Saymaz, Ali İsmail Korkmaz’ın öldürülmesini araştırdığını ve bunun üzerinden kitap kaleme aldığını hatırlattı, “Bu gazetecilik çabam hem ulusal hem de uluslararası basın örgütleri tarafından ödüllendirilmiştir. 12 yıl boyunca bir kez bile Gezi parkı eylemlerinden dolayı suçlanmadım ve sorumlu gösterilmedim. Hakkımda başka bir suç isnat edilemediği için, Gezi parkı dosyası içerisine atılmak isteniyorum.
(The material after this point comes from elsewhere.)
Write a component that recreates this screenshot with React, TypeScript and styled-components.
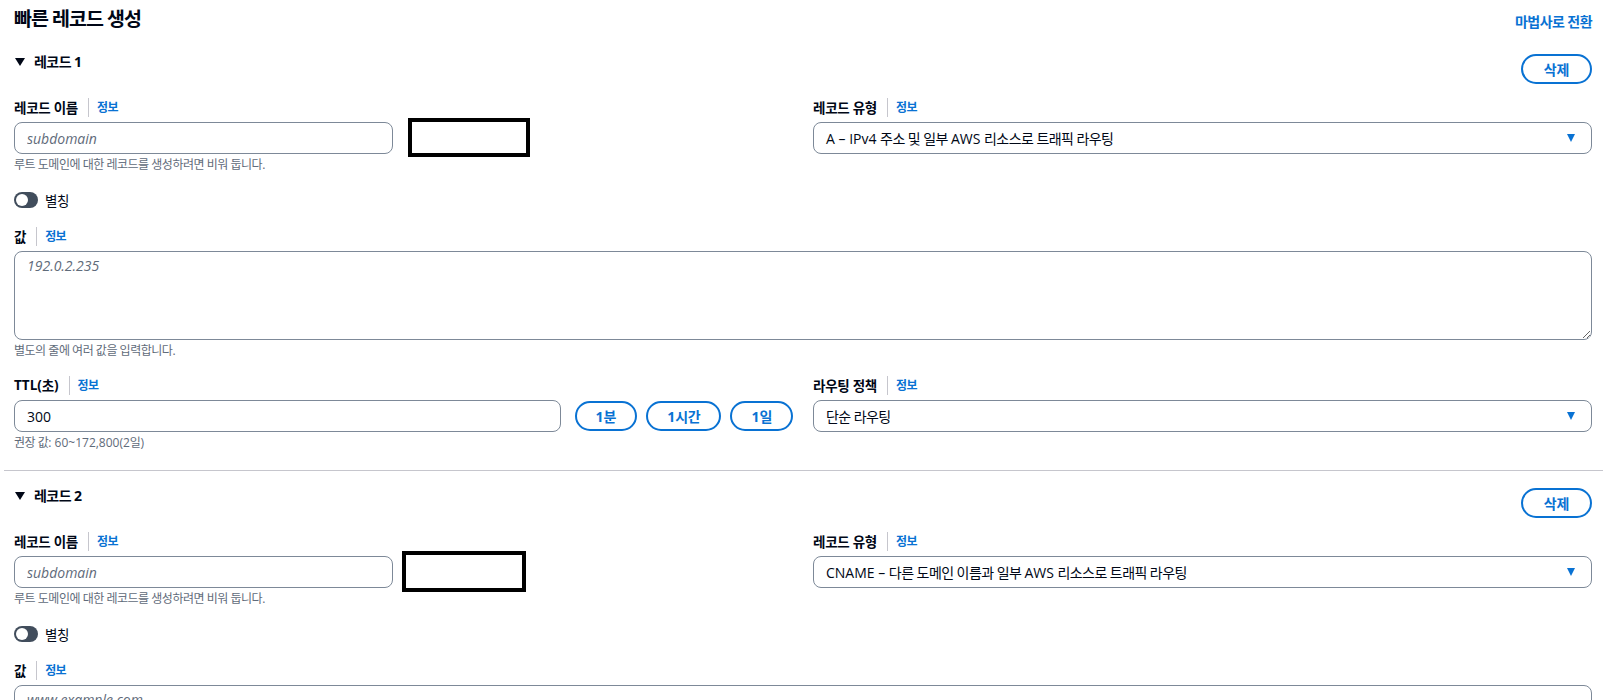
import styled, { createGlobalStyle } from "styled-components";

/* ===========================
   Global
   =========================== */
const GlobalStyle = createGlobalStyle`
  * { box-sizing: border-box; }
  body {
    margin: 0;
    background: #ffffff;
    color: #000716;
    font-family: "Open Sans", "Noto Sans CJK KR", sans-serif;
  }
`;

/* ===========================
   Styled
   =========================== */
const Page = styled.div`
  width: 100%;
  padding: 7px 4px 40px;
`;

const Header = styled.header`
  display: flex;
  align-items: center;
  justify-content: space-between;
  height: 24px;
  padding: 0 11px 0 10px;
  margin-bottom: 21px;
`;

const Title = styled.h1`
  margin: 0;
  font-size: 19.5px;
  line-height: 24px;
  font-weight: 700;
  letter-spacing: -0.05em;
`;

const WizardLink = styled.a`
  margin-top: 4px;
  color: #0972d3;
  font-size: 14px;
  font-weight: 700;
  letter-spacing: -0.04em;
  text-decoration: none;
  cursor: pointer;
`;

// latin runs inside korean text keep their natural spacing
const Latin = styled.span`
  letter-spacing: 0;
`;

const Section = styled.section<{ $divided?: boolean }>`
  padding: ${(p) => (p.$divided ? "15px 11px 19px 10px" : "0 11px 19px 10px")};
  border-top: ${(p) => (p.$divided ? "1px solid #c6c6cd" : "none")};
`;

const SectionHead = styled.div`
  display: flex;
  align-items: flex-start;
  justify-content: space-between;
  margin-bottom: 12px;
`;

const Heading = styled.h2`
  display: flex;
  align-items: center;
  gap: 9px;
  margin: 0;
  padding-left: 1px;
  font-size: 14px;
  line-height: 20px;
  font-weight: 700;
  letter-spacing: -0.04em;
`;

const ExpandCaret = styled.span`
  width: 0;
  height: 0;
  border-left: 5px solid transparent;
  border-right: 5px solid transparent;
  border-top: 8px solid #000716;
`;

const PillButton = styled.button<{ $top?: number; $pad?: number }>`
  height: 30px;
  margin-top: ${(p) => p.$top ?? 0}px;
  padding: 0 ${(p) => p.$pad ?? 19}px;
  border: 2px solid #0972d3;
  border-radius: 20px;
  background: #ffffff;
  color: #0972d3;
  font-family: inherit;
  font-size: 14px;
  font-weight: 700;
  letter-spacing: -0.02em;
  cursor: pointer;
  flex-shrink: 0;
`;

const Columns = styled.div<{ $gapTop?: number }>`
  display: grid;
  grid-template-columns: 1fr 1fr;
  column-gap: 20px;
  margin-top: ${(p) => p.$gapTop ?? 0}px;
`;

const Field = styled.div<{ $gapTop?: number }>`
  margin-top: ${(p) => p.$gapTop ?? 0}px;
  min-width: 0;
`;

const Label = styled.div`
  display: flex;
  align-items: center;
  height: 22px;
  margin-bottom: 4px;
  font-size: 13.5px;
  font-weight: 700;
  letter-spacing: -0.02em;
`;

const LabelSep = styled.span`
  width: 1px;
  height: 19px;
  margin: 0 8px 0 10px;
  background: #c6c6cd;
`;

const InfoLink = styled.a`
  color: #0972d3;
  font-size: 12px;
  font-weight: 700;
  letter-spacing: -0.05em;
  cursor: pointer;
`;

const TextInput = styled.input<{ $width?: number }>`
  width: ${(p) => (p.$width ? `${p.$width}px` : "100%")};
  height: 32px;
  padding: 0 12px;
  border: 1px solid #7d8998;
  border-radius: 8px;
  background: #ffffff;
  color: #000716;
  font-family: "Open Sans", "Noto Sans CJK KR", sans-serif;
  font-size: 14px;
  outline: none;
  &::placeholder {
    color: #5f6b7a;
    font-style: italic;
  }
`;

const NameRow = styled.div`
  display: flex;
  align-items: flex-start;
`;

const Redaction = styled.div<{ $left: number; $top: number; $w: number; $h: number }>`
  flex-shrink: 0;
  width: ${(p) => p.$w}px;
  height: ${(p) => p.$h}px;
  margin-left: ${(p) => p.$left}px;
  margin-top: ${(p) => -p.$top}px;
  margin-bottom: ${(p) => -(p.$h - 32 - p.$top)}px;
  border: 4px solid #000000;
`;

const Hint = styled.div`
  margin-top: 3px;
  color: #5f6b7a;
  font-size: 12px;
  line-height: 16px;
  letter-spacing: -0.04em;
`;

const ToggleRow = styled.label`
  display: flex;
  align-items: center;
  gap: 7px;
  height: 20px;
  margin-top: 17px;
  font-size: 13.5px;
  letter-spacing: -0.04em;
`;

const Switch = styled.span`
  position: relative;
  width: 24px;
  height: 16px;
  border-radius: 8px;
  background: #414d5c;
  &::after {
    content: "";
    position: absolute;
    left: 2px;
    top: 2px;
    width: 12px;
    height: 12px;
    border-radius: 50%;
    background: #ffffff;
  }
`;

const TextArea = styled.textarea`
  display: block;
  width: 100%;
  height: 89px;
  padding: 4px 12px;
  border: 1px solid #7d8998;
  border-radius: 8px;
  color: #000716;
  font-family: "Open Sans", "Noto Sans CJK KR", sans-serif;
  font-size: 14px;
  line-height: 20px;
  resize: vertical;
  outline: none;
  &::placeholder {
    color: #5f6b7a;
    font-style: italic;
  }
`;

const TtlControls = styled.div`
  display: flex;
  align-items: center;
  gap: 9px;
  & > input {
    flex: 1;
    margin-right: 5px;
  }
`;

const Select = styled.div`
  display: flex;
  align-items: center;
  justify-content: space-between;
  height: 32px;
  padding: 0 16px 0 12px;
  border: 1px solid #7d8998;
  border-radius: 8px;
  font-size: 14px;
  letter-spacing: -0.04em;
  cursor: pointer;
`;

const SelectCaret = styled.span`
  width: 0;
  height: 0;
  border-left: 4.5px solid transparent;
  border-right: 4.5px solid transparent;
  border-top: 8px solid #0972d3;
`;

/* ===========================
   Data
   =========================== */
type RecordDef = {
  id: number;
  type: React.ReactNode;
  valuePlaceholder: string;
  box: { left: number; top: number; w: number; h: number };
};

const records: RecordDef[] = [
  {
    id: 1,
    type: (
      <>
        <Latin>A – IPv4 </Latin>주소 및 일부 <Latin>AWS </Latin>리소스로 트래픽 라우팅
      </>
    ),
    valuePlaceholder: "192.0.2.235",
    box: { left: 15, top: 4, w: 122, h: 39 },
  },
  {
    id: 2,
    type: (
      <>
        <Latin>CNAME – </Latin>다른 도메인 이름과 일부 <Latin>AWS </Latin>리소스로 트래픽 라우팅
      </>
    ),
    valuePlaceholder: "www.example.com",
    box: { left: 9, top: 5, w: 124, h: 41 },
  },
];

function FieldLabel({ children }: { children: React.ReactNode }) {
  return (
    <Label>
      {children}
      <LabelSep />
      <InfoLink>정보</InfoLink>
    </Label>
  );
}

function RecordSection({ rec, divided }: { rec: RecordDef; divided: boolean }) {
  return (
    <Section $divided={divided}>
      <SectionHead>
        <Heading>
          <ExpandCaret />
          <span>
            레코드 <Latin>{rec.id}</Latin>
          </span>
        </Heading>
        <PillButton $top={2} $pad={21}>
          삭제
        </PillButton>
      </SectionHead>

      <Columns>
        <Field>
          <FieldLabel>레코드 이름</FieldLabel>
          <NameRow>
            <TextInput $width={379} placeholder="subdomain" />
            <Redaction $left={rec.box.left} $top={rec.box.top} $w={rec.box.w} $h={rec.box.h} />
          </NameRow>
          <Hint>루트 도메인에 대한 레코드를 생성하려면 비워 둡니다.</Hint>
        </Field>
        <Field>
          <FieldLabel>레코드 유형</FieldLabel>
          <Select>
            <span>{rec.type}</span>
            <SelectCaret />
          </Select>
        </Field>
      </Columns>

      <ToggleRow>
        <Switch />
        별칭
      </ToggleRow>

      <Field $gapTop={15}>
        <FieldLabel>값</FieldLabel>
        <TextArea placeholder={rec.valuePlaceholder} />
        <Hint>별도의 줄에 여러 값을 입력합니다.</Hint>
      </Field>

      <Columns $gapTop={15}>
        <Field>
          <FieldLabel>
            <Latin>TTL(</Latin>초<Latin>)</Latin>
          </FieldLabel>
          <TtlControls>
            <TextInput defaultValue="300" />
            <PillButton>
              <Latin>1</Latin>분
            </PillButton>
            <PillButton>
              <Latin>1</Latin>시간
            </PillButton>
            <PillButton>
              <Latin>1</Latin>일
            </PillButton>
          </TtlControls>
          <Hint>
            권장 값<Latin>: 60~172,800(2</Latin>일<Latin>)</Latin>
          </Hint>
        </Field>
        <Field>
          <FieldLabel>라우팅 정책</FieldLabel>
          <Select>
            <span>단순 라우팅</span>
            <SelectCaret />
          </Select>
        </Field>
      </Columns>
    </Section>
  );
}

/* ===========================
   Component
   =========================== */
export default function App() {
  return (
    <>
      <GlobalStyle />
      <Page>
        <Header>
          <Title>빠른 레코드 생성</Title>
          <WizardLink>마법사로 전환</WizardLink>
        </Header>

        {records.map((rec, i) => (
          <RecordSection key={rec.id} rec={rec} divided={i > 0} />
        ))}
      </Page>
    </>
  );
}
Gazetecilik çabam bu yolla engellenmeye çalışılıyor ve açıkça susturulmak isteniyorum” dedi.
Saymaz’ın açıklaması şöyle:
Basın açıklamasındaki iddialara ilişkin İsmail Saymaz’ın yanıtları: “Osman Kavala ile gazetecilik dışında hiçbir görüşmem yoktur. İddia olunan Kavala’nın internet sitesi ve televizyon kurma girişimi hakkında ne bilgim ne de bir görüşmem olmuştur. Can Atalay’ı, Gezi Parkı’ndan önce de, sonra da toplumsal gelişmelerle ilgili tüm davaların avukatı olarak tanıdım. Görüşme yoğunluğumuz bundan ileri geliyor. Çiğdem Mater’i hem sosyal çevreden hem eşi ve annesi meslektaşım olduğu için biliyor ve tanıyorum. Mücella Yapıcı’yı haber kaynağı olarak aradım ve görüştük. Gezi olaylarını, 1 Haziran’dan itibaren muhabir olarak takip ettim. Olay ve gelişmeleri yansız ve objektif olarak aktardım. Sokağa davet ve provokasyon diye yorumlanabilecek hiçbir paylaşımda bulunmadım. Siyasi iktidara yönelik antidemokratik yaklaşımlardan, Erdoğan ve ailesine yönelik saldırgan bir dilden uzak durdum. Gezi parkı eylemlerinin ne örgütlenmesinde ne ülke çapında yayılmasında ne de sürdürülmesinde rol aldım. Yalnızca, bu eylemler sırasında, başta Ali İsmail Korkmaz’ın öldürülmesi olmak üzere insan hakkı ihlallerini kaleme aldım. Bu gazetecilik çabam hem ulusal hem de uluslararası basın örgütleri tarafından ödüllendirilmiştir. 12 yıl boyunca bir kez bile Gezi parkı eylemlerinden dolayı suçlanmadım ve sorumlu gösterilmedim. Hakkımda başka bir suç isnat edilemediği için, Gezi parkı dosyası içerisine atılmak isteniyorum. Gazetecilik çabam bu yolla engellenmeye çalışılıyor ve açıkça susturulmak isteniyorum. Bana güvenen ve inanan hiçbir vatandaşın yüzünü öne eğdirmedim. Haftalardır devam eden itibar suikastlarının ne denli karalamaya yönelik olduğu ortaya çıktı. Suçsuz ve masumum. Eşime, oğluma ve aileme sımsıkı sarılıyor, herkese selamlarımı iletiyorum.”